### SET EXERCISE
Take the lines from the beginning of the material through the line containing "IRREGULAR,\nSEGUNDO O ACORDO" and retype them exactly, leaving the pictures out.
# start of DATA SEGMENT
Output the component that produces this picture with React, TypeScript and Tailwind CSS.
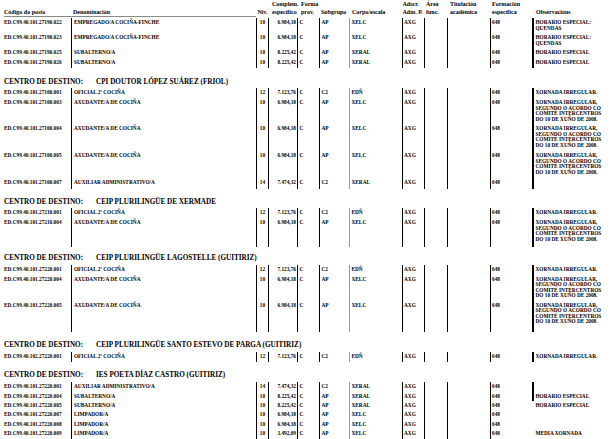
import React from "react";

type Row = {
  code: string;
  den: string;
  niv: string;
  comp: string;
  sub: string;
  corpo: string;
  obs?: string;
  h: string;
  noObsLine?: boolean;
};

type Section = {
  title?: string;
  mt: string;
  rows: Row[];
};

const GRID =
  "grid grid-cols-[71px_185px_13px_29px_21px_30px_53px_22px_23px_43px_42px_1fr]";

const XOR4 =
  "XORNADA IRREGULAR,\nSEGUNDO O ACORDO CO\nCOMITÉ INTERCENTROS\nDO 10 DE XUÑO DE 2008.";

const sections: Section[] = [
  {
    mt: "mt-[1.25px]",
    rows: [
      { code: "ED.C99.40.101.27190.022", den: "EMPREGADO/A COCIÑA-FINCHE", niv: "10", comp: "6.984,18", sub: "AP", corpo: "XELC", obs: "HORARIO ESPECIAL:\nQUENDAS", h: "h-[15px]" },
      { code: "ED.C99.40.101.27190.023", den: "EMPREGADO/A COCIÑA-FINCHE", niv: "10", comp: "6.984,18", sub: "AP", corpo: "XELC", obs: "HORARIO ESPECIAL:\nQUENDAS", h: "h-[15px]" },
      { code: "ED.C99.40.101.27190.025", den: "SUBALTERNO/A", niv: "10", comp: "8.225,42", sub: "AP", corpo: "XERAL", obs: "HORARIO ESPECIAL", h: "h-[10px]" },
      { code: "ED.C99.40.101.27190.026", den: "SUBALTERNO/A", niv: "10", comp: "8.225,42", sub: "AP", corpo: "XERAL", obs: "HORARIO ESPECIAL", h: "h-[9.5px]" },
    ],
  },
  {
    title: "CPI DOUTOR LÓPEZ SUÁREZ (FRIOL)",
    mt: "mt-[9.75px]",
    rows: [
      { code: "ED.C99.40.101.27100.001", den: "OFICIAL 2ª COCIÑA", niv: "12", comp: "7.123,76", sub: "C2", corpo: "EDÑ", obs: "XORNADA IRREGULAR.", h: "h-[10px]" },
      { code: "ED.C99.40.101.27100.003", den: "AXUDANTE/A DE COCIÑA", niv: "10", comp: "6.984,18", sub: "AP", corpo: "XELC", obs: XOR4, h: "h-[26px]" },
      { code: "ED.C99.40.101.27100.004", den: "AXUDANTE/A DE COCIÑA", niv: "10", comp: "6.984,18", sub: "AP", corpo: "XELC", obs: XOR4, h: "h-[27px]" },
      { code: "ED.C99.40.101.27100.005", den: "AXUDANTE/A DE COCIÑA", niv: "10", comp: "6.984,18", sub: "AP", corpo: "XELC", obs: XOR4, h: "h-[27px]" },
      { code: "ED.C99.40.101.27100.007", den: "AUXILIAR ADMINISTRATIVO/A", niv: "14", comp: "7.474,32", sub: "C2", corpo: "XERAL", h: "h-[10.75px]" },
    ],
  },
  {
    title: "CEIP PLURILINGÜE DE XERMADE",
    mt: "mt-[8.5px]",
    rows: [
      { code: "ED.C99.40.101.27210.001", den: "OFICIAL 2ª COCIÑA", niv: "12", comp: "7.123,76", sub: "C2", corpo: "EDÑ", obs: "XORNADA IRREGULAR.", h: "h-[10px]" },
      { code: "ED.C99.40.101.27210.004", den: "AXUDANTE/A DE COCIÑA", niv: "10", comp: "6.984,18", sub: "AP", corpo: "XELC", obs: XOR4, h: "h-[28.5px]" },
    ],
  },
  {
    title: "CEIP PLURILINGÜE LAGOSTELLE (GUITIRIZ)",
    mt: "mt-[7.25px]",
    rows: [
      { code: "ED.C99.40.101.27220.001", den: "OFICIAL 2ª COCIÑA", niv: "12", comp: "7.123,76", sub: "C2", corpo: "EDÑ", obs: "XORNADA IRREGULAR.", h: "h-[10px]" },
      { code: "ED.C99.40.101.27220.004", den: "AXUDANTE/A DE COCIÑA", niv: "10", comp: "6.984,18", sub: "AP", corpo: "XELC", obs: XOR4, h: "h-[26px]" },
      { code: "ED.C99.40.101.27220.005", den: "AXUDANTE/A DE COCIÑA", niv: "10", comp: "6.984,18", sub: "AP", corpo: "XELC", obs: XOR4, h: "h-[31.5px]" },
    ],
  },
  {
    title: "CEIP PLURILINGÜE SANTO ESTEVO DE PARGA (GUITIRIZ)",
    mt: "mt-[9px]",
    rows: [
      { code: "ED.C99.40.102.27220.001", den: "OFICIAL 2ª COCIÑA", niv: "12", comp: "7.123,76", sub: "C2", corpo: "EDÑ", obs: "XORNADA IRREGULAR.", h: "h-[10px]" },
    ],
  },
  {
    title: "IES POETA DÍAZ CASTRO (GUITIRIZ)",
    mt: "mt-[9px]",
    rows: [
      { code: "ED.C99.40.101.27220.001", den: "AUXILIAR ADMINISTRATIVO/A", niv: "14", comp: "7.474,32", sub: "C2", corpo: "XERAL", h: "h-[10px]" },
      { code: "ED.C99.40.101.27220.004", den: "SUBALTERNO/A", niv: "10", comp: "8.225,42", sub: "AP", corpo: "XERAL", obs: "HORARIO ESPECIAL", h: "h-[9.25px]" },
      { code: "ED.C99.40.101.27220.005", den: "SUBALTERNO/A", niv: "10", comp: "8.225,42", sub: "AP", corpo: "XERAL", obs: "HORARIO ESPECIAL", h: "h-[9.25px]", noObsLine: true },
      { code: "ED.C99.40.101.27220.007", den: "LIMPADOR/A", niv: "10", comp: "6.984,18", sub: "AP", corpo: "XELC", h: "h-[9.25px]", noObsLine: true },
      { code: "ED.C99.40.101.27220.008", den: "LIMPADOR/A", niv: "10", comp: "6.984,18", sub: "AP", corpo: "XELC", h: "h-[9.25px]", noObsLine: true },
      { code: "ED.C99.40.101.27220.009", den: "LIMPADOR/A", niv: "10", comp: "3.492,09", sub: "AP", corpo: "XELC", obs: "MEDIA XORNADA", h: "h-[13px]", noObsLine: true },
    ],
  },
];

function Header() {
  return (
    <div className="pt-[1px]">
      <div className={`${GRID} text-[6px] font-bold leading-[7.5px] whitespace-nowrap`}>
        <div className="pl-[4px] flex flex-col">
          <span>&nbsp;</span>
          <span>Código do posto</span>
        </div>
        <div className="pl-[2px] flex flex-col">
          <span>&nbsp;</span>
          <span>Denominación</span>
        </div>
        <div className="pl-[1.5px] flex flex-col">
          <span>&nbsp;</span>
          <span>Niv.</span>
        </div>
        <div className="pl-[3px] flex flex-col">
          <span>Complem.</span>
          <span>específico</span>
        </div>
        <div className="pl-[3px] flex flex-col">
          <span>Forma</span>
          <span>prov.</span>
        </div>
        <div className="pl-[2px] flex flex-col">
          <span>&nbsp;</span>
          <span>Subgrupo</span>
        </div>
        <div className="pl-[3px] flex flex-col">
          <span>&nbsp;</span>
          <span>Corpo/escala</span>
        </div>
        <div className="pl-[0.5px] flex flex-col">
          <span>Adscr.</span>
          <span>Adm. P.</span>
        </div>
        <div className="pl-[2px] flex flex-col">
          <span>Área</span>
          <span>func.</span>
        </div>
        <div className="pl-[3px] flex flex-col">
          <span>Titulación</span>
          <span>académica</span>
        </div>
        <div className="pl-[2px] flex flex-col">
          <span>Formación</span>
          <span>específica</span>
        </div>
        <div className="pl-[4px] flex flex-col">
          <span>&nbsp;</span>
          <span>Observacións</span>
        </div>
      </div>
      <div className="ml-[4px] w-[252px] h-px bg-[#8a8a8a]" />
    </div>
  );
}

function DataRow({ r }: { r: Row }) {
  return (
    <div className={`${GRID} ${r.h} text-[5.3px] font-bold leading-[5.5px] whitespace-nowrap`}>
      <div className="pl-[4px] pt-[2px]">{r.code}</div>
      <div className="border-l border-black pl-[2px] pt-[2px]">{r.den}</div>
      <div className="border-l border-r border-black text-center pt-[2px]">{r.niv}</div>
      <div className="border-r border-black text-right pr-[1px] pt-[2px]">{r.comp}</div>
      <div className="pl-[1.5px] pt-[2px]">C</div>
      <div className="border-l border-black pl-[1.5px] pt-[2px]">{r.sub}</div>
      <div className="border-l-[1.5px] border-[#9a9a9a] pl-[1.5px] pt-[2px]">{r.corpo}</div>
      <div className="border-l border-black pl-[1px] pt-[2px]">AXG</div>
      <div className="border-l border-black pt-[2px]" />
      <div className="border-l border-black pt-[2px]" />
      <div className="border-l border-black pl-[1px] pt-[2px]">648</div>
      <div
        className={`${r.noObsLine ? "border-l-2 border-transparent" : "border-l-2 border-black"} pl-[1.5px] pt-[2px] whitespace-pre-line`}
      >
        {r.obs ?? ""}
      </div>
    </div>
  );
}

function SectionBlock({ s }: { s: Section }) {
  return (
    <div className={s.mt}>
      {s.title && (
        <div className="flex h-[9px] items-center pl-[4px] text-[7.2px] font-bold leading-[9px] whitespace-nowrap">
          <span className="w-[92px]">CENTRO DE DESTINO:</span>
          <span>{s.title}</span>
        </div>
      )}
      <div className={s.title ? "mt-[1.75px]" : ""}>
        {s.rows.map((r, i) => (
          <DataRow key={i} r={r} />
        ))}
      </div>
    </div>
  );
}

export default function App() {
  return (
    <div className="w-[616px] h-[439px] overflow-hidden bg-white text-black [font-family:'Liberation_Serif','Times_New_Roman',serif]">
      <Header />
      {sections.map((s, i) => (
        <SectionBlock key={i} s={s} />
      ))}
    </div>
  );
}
# end of DATA SEGMENT
### WORKED SOLUTION
Output the component that produces this picture with React, TypeScript and Tailwind CSS.
import React from "react";

type Row = {
  code: string;
  den: string;
  niv: string;
  comp: string;
  sub: string;
  corpo: string;
  obs?: string;
  h: string;
  noObsLine?: boolean;
};

type Section = {
  title?: string;
  mt: string;
  rows: Row[];
};

const GRID =
  "grid grid-cols-[71px_185px_13px_29px_21px_30px_53px_22px_23px_43px_42px_1fr]";

const XOR4 =
  "XORNADA IRREGULAR,\nSEGUNDO O ACORDO CO\nCOMITÉ INTERCENTROS\nDO 10 DE XUÑO DE 2008.";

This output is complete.